Dataset excerpt ->
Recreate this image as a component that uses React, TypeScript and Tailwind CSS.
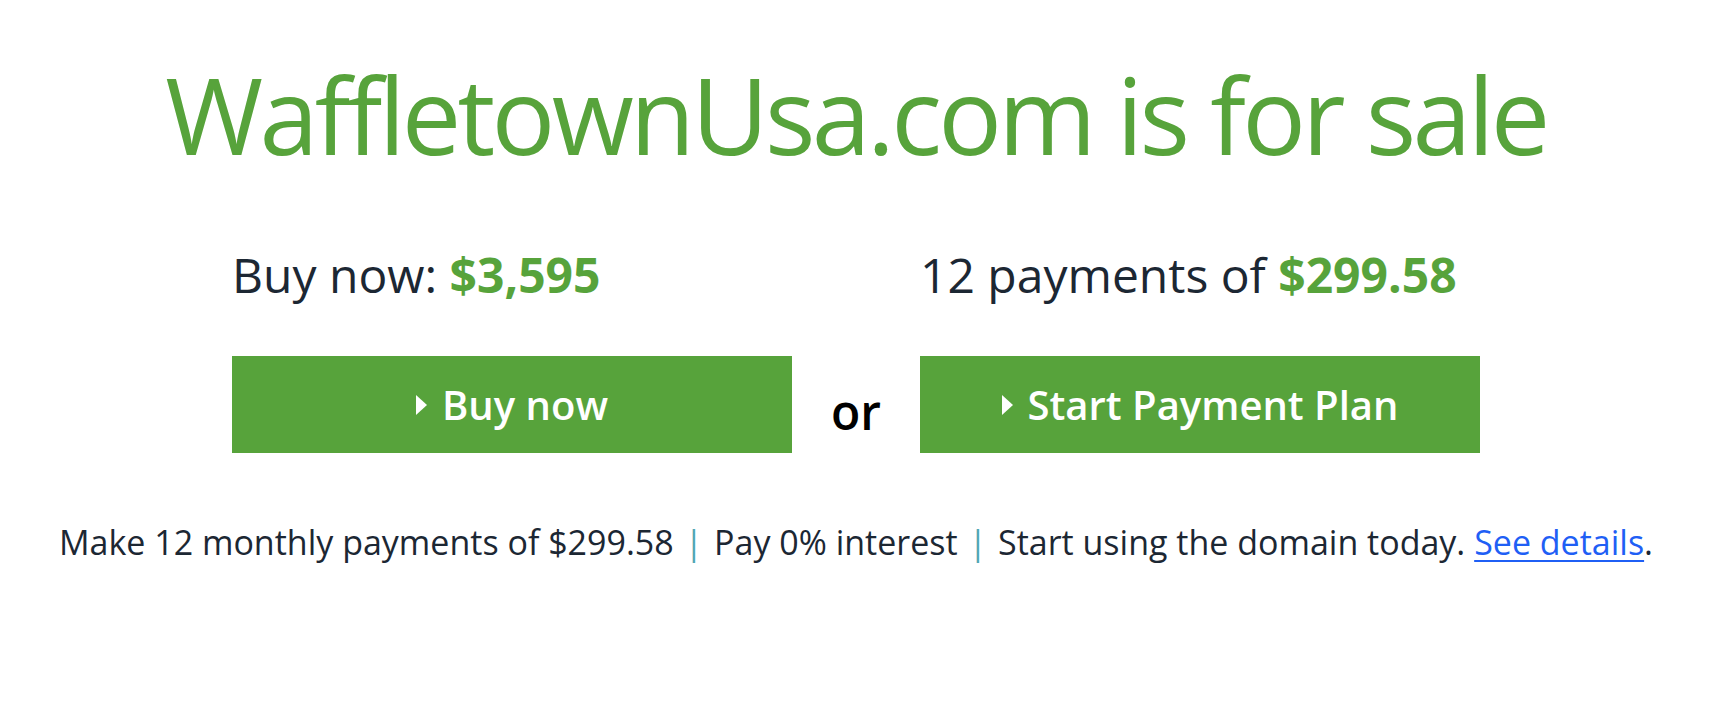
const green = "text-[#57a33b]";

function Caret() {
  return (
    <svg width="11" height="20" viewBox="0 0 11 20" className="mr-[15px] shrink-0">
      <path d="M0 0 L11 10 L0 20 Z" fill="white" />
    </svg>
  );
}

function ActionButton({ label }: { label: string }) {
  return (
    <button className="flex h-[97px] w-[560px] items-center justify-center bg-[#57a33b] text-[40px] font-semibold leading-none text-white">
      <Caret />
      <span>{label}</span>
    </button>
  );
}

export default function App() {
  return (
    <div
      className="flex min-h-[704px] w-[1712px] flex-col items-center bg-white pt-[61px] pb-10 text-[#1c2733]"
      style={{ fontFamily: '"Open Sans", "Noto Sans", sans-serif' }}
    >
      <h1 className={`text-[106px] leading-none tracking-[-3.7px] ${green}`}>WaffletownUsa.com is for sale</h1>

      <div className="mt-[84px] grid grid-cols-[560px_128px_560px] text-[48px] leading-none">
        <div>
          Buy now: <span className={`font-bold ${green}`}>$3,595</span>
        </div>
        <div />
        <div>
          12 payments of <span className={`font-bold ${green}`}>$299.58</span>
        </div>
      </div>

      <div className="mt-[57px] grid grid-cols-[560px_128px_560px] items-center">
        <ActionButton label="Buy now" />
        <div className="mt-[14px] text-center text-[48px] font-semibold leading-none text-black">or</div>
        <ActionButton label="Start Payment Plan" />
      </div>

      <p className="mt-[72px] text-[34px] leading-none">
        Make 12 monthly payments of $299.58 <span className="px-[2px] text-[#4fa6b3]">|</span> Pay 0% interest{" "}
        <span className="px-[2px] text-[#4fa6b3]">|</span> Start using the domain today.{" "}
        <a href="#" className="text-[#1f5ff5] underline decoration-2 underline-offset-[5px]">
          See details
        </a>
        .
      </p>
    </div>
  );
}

Description of the task ->
Return the listing above word for word, with the pictures removed.

Problem solution ->
Recreate this image as a component that uses React, TypeScript and Tailwind CSS.
const green = "text-[#57a33b]";

function Caret() {
  return (
    <svg width="11" height="20" viewBox="0 0 11 20" className="mr-[15px] shrink-0">
      <path d="M0 0 L11 10 L0 20 Z" fill="white" />
    </svg>
  );
}

function ActionButton({ label }: { label: string }) {
  return (
    <button className="flex h-[97px] w-[560px] items-center justify-center bg-[#57a33b] text-[40px] font-semibold leading-none text-white">
      <Caret />
      <span>{label}</span>
    </button>
  );
}

export default function App() {
  return (
    <div
      className="flex min-h-[704px] w-[1712px] flex-col items-center bg-white pt-[61px] pb-10 text-[#1c2733]"
      style={{ fontFamily: '"Open Sans", "Noto Sans", sans-serif' }}
    >
      <h1 className={`text-[106px] leading-none tracking-[-3.7px] ${green}`}>WaffletownUsa.com is for sale</h1>

      <div className="mt-[84px] grid grid-cols-[560px_128px_560px] text-[48px] leading-none">
        <div>
          Buy now: <span className={`font-bold ${green}`}>$3,595</span>
        </div>
        <div />
        <div>
          12 payments of <span className={`font-bold ${green}`}>$299.58</span>
        </div>
      </div>

      <div className="mt-[57px] grid grid-cols-[560px_128px_560px] items-center">
        <ActionButton label="Buy now" />
        <div className="mt-[14px] text-center text-[48px] font-semibold leading-none text-black">or</div>
        <ActionButton label="Start Payment Plan" />
      </div>

      <p className="mt-[72px] text-[34px] leading-none">
        Make 12 monthly payments of $299.58 <span className="px-[2px] text-[#4fa6b3]">|</span> Pay 0% interest{" "}
        <span className="px-[2px] text-[#4fa6b3]">|</span> Start using the domain today.{" "}
        <a href="#" className="text-[#1f5ff5] underline decoration-2 underline-offset-[5px]">
          See details
        </a>
        .
      </p>
    </div>
  );
}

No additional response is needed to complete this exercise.